AT Interview: John Teall of Flux Interiors
Back in August, we reposted a piece on director Roland Emmerich’s London home; we were so taken with its designer John Teall that we thought we would ask him a few questions about his philosophy and his firm, Flux Interiors…
Q: In the Emmerich house, art seems to command the space as much as furniture placement and decor – more so in places. How do you see the role of art in interior design? Do you draw a line between the two? Was this project more of a one-off, or is this a direction (that of specifically commissioning pieces for an environment) you would like to head in in the future?
A: I tend to avoid the art word, in any context. I’m a fan of creative thought that takes me to places I haven’t been, I think anything has the potential to do that though, furniture, painting,books, films, architecture, sculpture whatever it just depends how good the guide is and if they’ve made it interesting or not. I make no distinction between fields, inspiration comes from everywhere and anywhere. In terms of what that produces, it’s really down to other people how they classify that. For me, I try and avoid getting into the classification process as that can become really restrictive. Take the Louis XIV beheading chair for example (a Louis XVI chair, with a painting of the beheading of Louis XVI), it’s an antique, a painting, its politics, its humour – at the end of the day its a chair that you like… or you don’t. Thats all.
Q: Some of the shots in your portfolio, the Ahmadinejad room for example, read almost as installations disguised as rooms. The blanket made from army briefs, the stack of military-themed pornography – do you have a background in art traditionally relegated to galleries?
A: Again I’m nervous of what a background in art means, but yes probably. What I like, and have done tends to be focused around creative thought. I have been involved with gallery based work, but also with film, photography, theatre, poetry, sculpture, architecture, written word, I have an interest in anything where you get to play with ideas. What appeals to me about interiors though is that they allow such a freedom to mix all this. A room can be a gallery, a stage, a stone to sculpt, a story to tell, I like that there’s no restriction.
Q: How long have you been the principal of Flux? What brought you to starting your own firm, and where would you like to take it?

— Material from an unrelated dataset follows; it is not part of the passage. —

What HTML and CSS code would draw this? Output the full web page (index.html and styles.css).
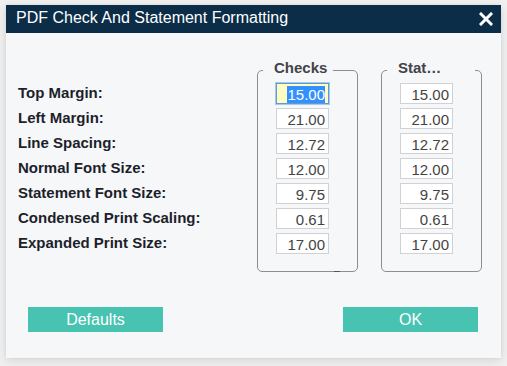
FILE: index.html
```html
<!DOCTYPE html>
<html>
<head>
<meta charset="utf-8">
<title>PDF Check And Statement Formatting</title>
<link rel="stylesheet" href="styles.css">
</head>
<body>
<div class="dialog">
  <div class="titlebar">
    <span class="title">PDF Check And Statement Formatting</span>
    <svg class="close" width="14" height="14" viewBox="0 0 14 14" aria-label="Close">
      <path d="M2 2 L12 12 M12 2 L2 12" stroke="#ffffff" stroke-width="3" stroke-linecap="square" fill="none"/>
    </svg>
  </div>
  <div class="content">
    <div class="labels">
      <div class="label">Top Margin:</div>
      <div class="label">Left Margin:</div>
      <div class="label">Line Spacing:</div>
      <div class="label">Normal Font Size:</div>
      <div class="label">Statement Font Size:</div>
      <div class="label">Condensed Print Scaling:</div>
      <div class="label">Expanded Print Size:</div>
    </div>
    <fieldset class="group group-checks">
      <legend class="group-title">Checks</legend>
      <div class="fields">
        <div class="field field-focused"><span class="selected">15.00</span></div>
        <div class="field">21.00</div>
        <div class="field">12.72</div>
        <div class="field">12.00</div>
        <div class="field">9.75</div>
        <div class="field">0.61</div>
        <div class="field">17.00</div>
      </div>
    </fieldset>
    <fieldset class="group group-stat">
      <legend class="group-title group-title-trunc">Stat…</legend>
      <div class="fields">
        <div class="field">15.00</div>
        <div class="field">21.00</div>
        <div class="field">12.72</div>
        <div class="field">12.00</div>
        <div class="field">9.75</div>
        <div class="field">0.61</div>
        <div class="field">17.00</div>
      </div>
    </fieldset>
  </div>
  <div class="actions">
    <button class="btn">Defaults</button>
    <button class="btn">OK</button>
  </div>
</div>
</body>
</html>
```

FILE: styles.css
```css
* {
  box-sizing: border-box;
}

html, body {
  margin: 0;
  padding: 0;
}

body {
  background: #f0f0f1;
  font-family: "Liberation Sans", Arial, sans-serif;
  width: 507px;
  height: 366px;
  overflow: hidden;
  padding: 5px 6px 0 6px;
}

.dialog {
  width: 495px;
  height: 353px;
  background: #f6f7f9;
  box-shadow: 0 3px 10px rgba(0, 0, 0, 0.10), 0 0 4px rgba(0, 0, 0, 0.06);
  display: flex;
  flex-direction: column;
}

.titlebar {
  height: 28px;
  background: #0b2d48;
  display: flex;
  align-items: flex-start;
  justify-content: space-between;
  padding: 0 8px 0 10px;
}

.title {
  color: #ffffff;
  font-size: 16px;
  line-height: 26px;
}

.close {
  margin-top: 7px;
  display: block;
}

.content {
  display: flex;
  align-items: flex-start;
  padding: 28px 0 0 12px;
}

.labels {
  width: 239px;
  padding-top: 19px;
  display: flex;
  flex-direction: column;
}

.label {
  height: 25px;
  line-height: 25px;
  font-size: 15px;
  font-weight: bold;
  color: #1d1f2b;
  white-space: nowrap;
}

.group {
  position: relative;
  width: 101px;
  margin: 0;
  padding: 4px 0 17px 5px;
  border: 1px solid #8e8e8e;
  border-radius: 5px;
  min-width: 0;
}

.group-stat {
  margin-left: 23px;
}

.group-checks::after {
  content: "";
  position: absolute;
  left: 76px;
  bottom: -1px;
  width: 6px;
  height: 1px;
  background: #555;
}

.group-title {
  margin: 0;
  padding: 0 6px 4px 11px;
  font-size: 15px;
  font-weight: bold;
  line-height: 14px;
  color: #444448;
}

.group-title-trunc {
  padding-right: 34px;
}

.fields {
  padding-left: 13px;
  display: flex;
  flex-direction: column;
  gap: 4px;
}

.field {
  width: 53px;
  height: 21px;
  background: #ffffff;
  border: 1px solid #cfd1d4;
  padding: 2px 3px 0 0;
  line-height: 17px;
  font-size: 15px;
  color: #444;
  text-align: right;
  white-space: nowrap;
}

.field-focused {
  background: #ffffc4;
  border: 1px solid #5d9ad6;
  box-shadow: 0 0 0 1px #a9c9ea;
}

.selected {
  background: #3390ff;
  color: #ffffff;
}

.actions {
  display: flex;
  justify-content: space-between;
  padding: 0 23px 0 22px;
  margin-top: 35px;
}

.btn {
  width: 135px;
  height: 25px;
  border: none;
  border-radius: 0;
  background: #48c3b1;
  color: #ffffff;
  font-family: "Liberation Sans", Arial, sans-serif;
  font-size: 16px;
  line-height: 25px;
  padding: 0;
  cursor: pointer;
}
```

A: I started Flux just over 4 years ago. It felt the natural thing to do to start up by myself, it’s been great as it allows me to keep full creative freedom. There’s many directions I’m currently working in, and would like to in the future: we have 2 gallery based projects I’m working on, a book, 3 apartments and a house, 5 new furniture pieces, including a table which I’m hoping to release as a single.
Q: As a decorator, Mr. Emmerich seems like a dream client; someone with a sense of humor and a willingness to take risks. Who would you love to work for? What projects are you dying to see actualized?
A: Who would I like to work for? Hmmm, maybe God, I recently did out a house as the Garden of Eden for a party, and you know he had some great ideas, I think we could do some interesting work together. Projects I’m dying to see actualised, is always pretty much whatever I’m working on – today I’m off to see the progress on a bedroom I’m doing with a wallpaper of flocked penis’ and a shoe cabinet inspired by er…. shoes.